## Given problem
Determine how many lines of the material hold the string "index" and reply with only that number.

··········

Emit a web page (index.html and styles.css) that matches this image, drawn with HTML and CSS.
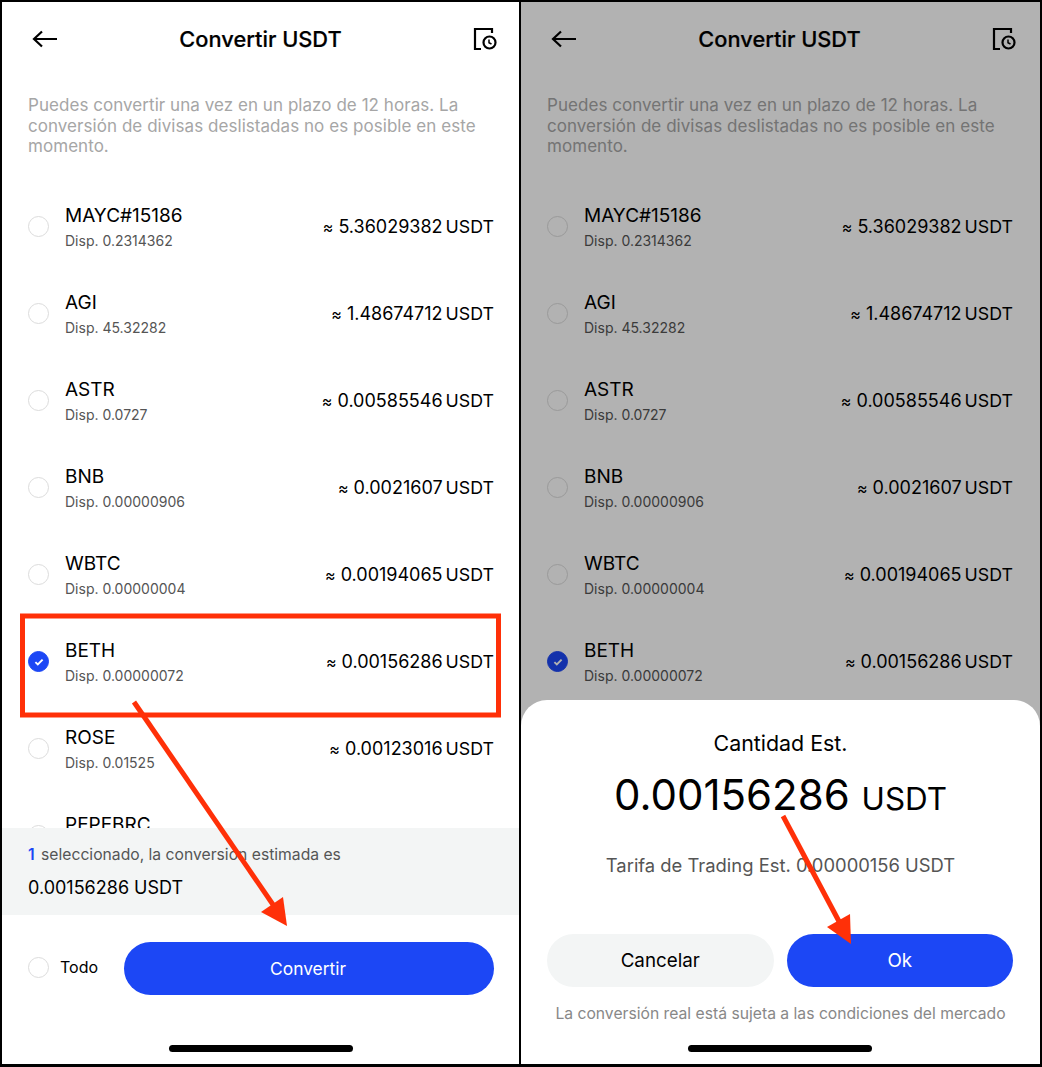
FILE: index.html
```html
<!DOCTYPE html>
<html lang="es">
<head>
    <meta charset="UTF-8">
    <meta name="viewport" content="width=device-width, initial-scale=1.0">
    <title>Convertir USDT</title>
    <link rel="stylesheet" href="styles.css">
</head>
<body>
    <div class="frame">
        <!-- pantalla izquierda -->
        <section class="phone">
            <header class="topbar">
                <svg class="icon-back" width="28" height="20" viewBox="0 0 28 20"><path d="M26 10H3M11 2.5 3 10l8 7.5" fill="none" stroke="#000" stroke-width="2.2"/></svg>
                <h1>Convertir USDT</h1>
                <svg class="icon-history" width="26" height="26" viewBox="0 0 26 26"><path d="M20 7V3H3v20h6" fill="none" stroke="#000" stroke-width="2.2"/><circle cx="17.5" cy="16.5" r="6" fill="none" stroke="#000" stroke-width="2.2"/><path d="M17 13.5v3.2l2.5 1.3" fill="none" stroke="#000" stroke-width="1.5"/></svg>
            </header>
            <p class="note">Puedes convertir una vez en un plazo de 12 horas. La conversión de divisas deslistadas no es posible en este momento.</p>
            <div class="list">
                <div class="row"><span class="radio"></span><div class="coin"><div class="name">MAYC#15186</div><div class="avail">Disp. 0.2314362</div></div><div class="value"><span class="approx">≈</span> 5.36029382<span class="unit">USDT</span></div></div>
                <div class="row"><span class="radio"></span><div class="coin"><div class="name">AGI</div><div class="avail">Disp. 45.32282</div></div><div class="value"><span class="approx">≈</span> 1.48674712<span class="unit">USDT</span></div></div>
                <div class="row"><span class="radio"></span><div class="coin"><div class="name">ASTR</div><div class="avail">Disp. 0.0727</div></div><div class="value"><span class="approx">≈</span> 0.00585546<span class="unit">USDT</span></div></div>
                <div class="row"><span class="radio"></span><div class="coin"><div class="name">BNB</div><div class="avail">Disp. 0.00000906</div></div><div class="value"><span class="approx">≈</span> 0.0021607<span class="unit">USDT</span></div></div>
                <div class="row"><span class="radio"></span><div class="coin"><div class="name">WBTC</div><div class="avail">Disp. 0.00000004</div></div><div class="value"><span class="approx">≈</span> 0.00194065<span class="unit">USDT</span></div></div>
                <div class="row"><span class="radio checked"><svg width="10" height="8" viewBox="0 0 12 10"><path d="M1.5 5.2 4.5 8l6-6" fill="none" stroke="#fff" stroke-width="2.4"/></svg></span><div class="coin"><div class="name">BETH</div><div class="avail">Disp. 0.00000072</div></div><div class="value"><span class="approx">≈</span> 0.00156286<span class="unit">USDT</span></div></div>
                <div class="row"><span class="radio"></span><div class="coin"><div class="name">ROSE</div><div class="avail">Disp. 0.01525</div></div><div class="value"><span class="approx">≈</span> 0.00123016<span class="unit">USDT</span></div></div>
                <div class="row row-cut"><span class="radio"></span><div class="coin"><div class="name">PEPEBRC</div></div></div>
            </div>
            <div class="summary">
                <div class="summary-label"><b>1</b> seleccionado, la conversión estimada es</div>
                <div class="summary-value">0.00156286 USDT</div>
            </div>
            <div class="actions">
                <span class="radio"></span>
                <span class="all">Todo</span>
                <button class="btn btn-primary btn-convert">Convertir</button>
            </div>
            <div class="home-bar"></div>
            <svg class="marks" width="519" height="1067" viewBox="0 0 519 1067">
                <rect x="22.5" y="616" width="476" height="99" fill="none" stroke="#ff3008" stroke-width="5"/>
                <path d="M134 702 276 909" stroke="#ff3008" stroke-width="5" fill="none"/>
                <path d="M287 926 283 897 261 912Z" fill="#ff3008"/>
            </svg>
        </section>

        <!-- pantalla derecha con el dialogo -->
        <section class="phone phone-dialog">
            <header class="topbar">
                <svg class="icon-back" width="28" height="20" viewBox="0 0 28 20"><path d="M26 10H3M11 2.5 3 10l8 7.5" fill="none" stroke="#000" stroke-width="2.2"/></svg>
                <h1>Convertir USDT</h1>
                <svg class="icon-history" width="26" height="26" viewBox="0 0 26 26"><path d="M20 7V3H3v20h6" fill="none" stroke="#000" stroke-width="2.2"/><circle cx="17.5" cy="16.5" r="6" fill="none" stroke="#000" stroke-width="2.2"/><path d="M17 13.5v3.2l2.5 1.3" fill="none" stroke="#000" stroke-width="1.5"/></svg>
            </header>
            <p class="note">Puedes convertir una vez en un plazo de 12 horas. La conversión de divisas deslistadas no es posible en este momento.</p>
            <div class="list">
                <div class="row"><span class="radio"></span><div class="coin"><div class="name">MAYC#15186</div><div class="avail">Disp. 0.2314362</div></div><div class="value"><span class="approx">≈</span> 5.36029382<span class="unit">USDT</span></div></div>
                <div class="row"><span class="radio"></span><div class="coin"><div class="name">AGI</div><div class="avail">Disp. 45.32282</div></div><div class="value"><span class="approx">≈</span> 1.48674712<span class="unit">USDT</span></div></div>
                <div class="row"><span class="radio"></span><div class="coin"><div class="name">ASTR</div><div class="avail">Disp. 0.0727</div></div><div class="value"><span class="approx">≈</span> 0.00585546<span class="unit">USDT</span></div></div>
                <div class="row"><span class="radio"></span><div class="coin"><div class="name">BNB</div><div class="avail">Disp. 0.00000906</div></div><div class="value"><span class="approx">≈</span> 0.0021607<span class="unit">USDT</span></div></div>
                <div class="row"><span class="radio"></span><div class="coin"><div class="name">WBTC</div><div class="avail">Disp. 0.00000004</div></div><div class="value"><span class="approx">≈</span> 0.00194065<span class="unit">USDT</span></div></div>
                <div class="row"><span class="radio checked"><svg width="10" height="8" viewBox="0 0 12 10"><path d="M1.5 5.2 4.5 8l6-6" fill="none" stroke="#fff" stroke-width="2.4"/></svg></span><div class="coin"><div class="name">BETH</div><div class="avail">Disp. 0.00000072</div></div><div class="value"><span class="approx">≈</span> 0.00156286<span class="unit">USDT</span></div></div>
            </div>
            <div class="dim"></div>
            <div class="sheet">
                <div class="sheet-title">Cantidad Est.</div>
                <div class="sheet-amount">0.00156286 <span class="sheet-unit">USDT</span></div>
                <div class="sheet-fee">Tarifa de Trading Est. 0.00000156 USDT</div>
                <div class="sheet-buttons">
                    <button class="btn btn-light">Cancelar</button>
                    <button class="btn btn-primary">Ok</button>
                </div>
                <div class="sheet-foot">La conversión real está sujeta a las condiciones del mercado</div>
            </div>
            <div class="home-bar"></div>
            <svg class="marks" width="523" height="1067" viewBox="0 0 523 1067">
                <path d="M264 816 323 927" stroke="#ff3008" stroke-width="5" fill="none"/>
                <path d="M332 944 331 914 308 927Z" fill="#ff3008"/>
            </svg>
        </section>
    </div>
</body>
</html>
```

FILE: styles.css
```css
* {
    box-sizing: border-box;
}
body {
    margin: 0;
    background: #fff;
    font-family: Inter, "Liberation Sans", sans-serif;
    color: #000;
}
.frame {
    display: flex;
    width: 1042px;
    height: 1067px;
    overflow: hidden;
}
.phone {
    position: relative;
    display: flex;
    flex-direction: column;
    width: 519px;
    height: 1067px;
    border-left: 2px solid #000;
    border-top: 2px solid #000;
    border-bottom: 3px solid #000;
    background: #fff;
    overflow: hidden;
}
.phone-dialog {
    width: 523px;
    border-right: 2px solid #000;
}
.topbar {
    display: grid;
    grid-template-columns: 1fr auto 1fr;
    align-items: center;
    width: 517px;
    height: 74px;
    padding: 0 22px;
}
.topbar h1 {
    margin: 0;
    font-size: 21.8px;
    font-weight: 500;
    -webkit-text-stroke: 0.2px #000;
}
.icon-back {
    margin-left: 7px;
}
.icon-history {
    justify-self: end;
    margin-right: -1px;
}
.note {
    margin: 19px 0 0;
    padding: 0 26px;
    width: 517px;
    height: 77px;
    font-size: 17px;
    line-height: 20.5px;
    letter-spacing: 0.05px;
    color: #a6a6a6;
}
.list {
    width: 517px;
    height: 645px;
    margin-top: 11px;
    overflow: hidden;
    flex-shrink: 0;
}
.row {
    display: flex;
    align-items: center;
    height: 87px;
    padding: 0 25px 0 26px;
}
.row-cut .coin {
    padding-bottom: 22px;
}
.radio {
    display: flex;
    align-items: center;
    justify-content: center;
    flex-shrink: 0;
    width: 21px;
    height: 21px;
    border: 1.5px solid #dcdcdc;
    border-radius: 50%;
}
.radio.checked {
    background: #1c47f5;
    border-color: #1c47f5;
}
.coin {
    flex: 1;
    margin-left: 16px;
}
.name {
    font-size: 19px;
    line-height: 24px;
}
.avail {
    margin-top: 4px;
    font-size: 14px;
    line-height: 18px;
    color: #555;
}
.value {
    font-size: 18px;
    white-space: nowrap;
}
.approx {
    font-size: 16px;
}
.unit {
    margin-left: 3px;
    font-size: 17.8px;
}
.summary {
    width: 100%;
    height: 87px;
    padding: 17px 26px 0;
    background: #f3f5f5;
    flex-shrink: 0;
}
.summary-label {
    font-size: 15.7px;
    line-height: 20px;
    color: #555;
}
.summary-label b {
    margin-right: 2px;
    color: #1c47f5;
    font-weight: 600;
}
.summary-value {
    margin-top: 11px;
    font-size: 18px;
    line-height: 24px;
}
.actions {
    display: flex;
    align-items: center;
    width: 517px;
    height: 53px;
    margin-top: 27px;
    padding: 0 25px 0 26px;
}
.actions .radio {
    margin-bottom: 2px;
}
.all {
    margin-bottom: 3px;
    margin-left: 11px;
    font-size: 16px;
    width: 64px;
}
.btn {
    height: 53px;
    border: 0;
    border-radius: 27px;
    font-family: inherit;
    font-size: 17.4px;
}
.btn-primary {
    background: #1c47f5;
    color: #fff;
}
.btn-light {
    background: #f3f5f5;
    color: #000;
}
.btn-convert {
    flex: 1;
    padding-right: 8px;
}
.home-bar {
    position: absolute;
    left: 167px;
    bottom: 12px;
    width: 184px;
    height: 7px;
    border-radius: 4px;
    background: #000;
}
.dim {
    position: absolute;
    inset: 0;
    background: rgba(0, 0, 0, 0.3);
}
.sheet {
    position: absolute;
    left: 0;
    right: 0;
    bottom: 0;
    height: 364px;
    padding-top: 30px;
    background: #fff;
    border-radius: 26px 26px 0 0;
    text-align: center;
}
.sheet-title {
    font-size: 21.4px;
    line-height: 26px;
}
.sheet-amount {
    margin-top: 13px;
    font-size: 42px;
    line-height: 52px;
}
.sheet-unit {
    font-size: 31.4px;
}
.sheet-fee {
    margin-top: 28px;
    font-size: 18.4px;
    line-height: 24px;
    color: #555;
}
.sheet-buttons {
    display: flex;
    gap: 13px;
    margin-top: 57px;
    padding: 0 27px 0 26px;
}
.sheet-buttons .btn {
    flex: 1;
    font-size: 18.8px;
}
.sheet-foot {
    margin-top: 17px;
    font-size: 15.7px;
    line-height: 20px;
    color: #888;
}
.marks {
    position: absolute;
    left: -2px;
    top: -2px;
    pointer-events: none;
}
```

··········

## Response
2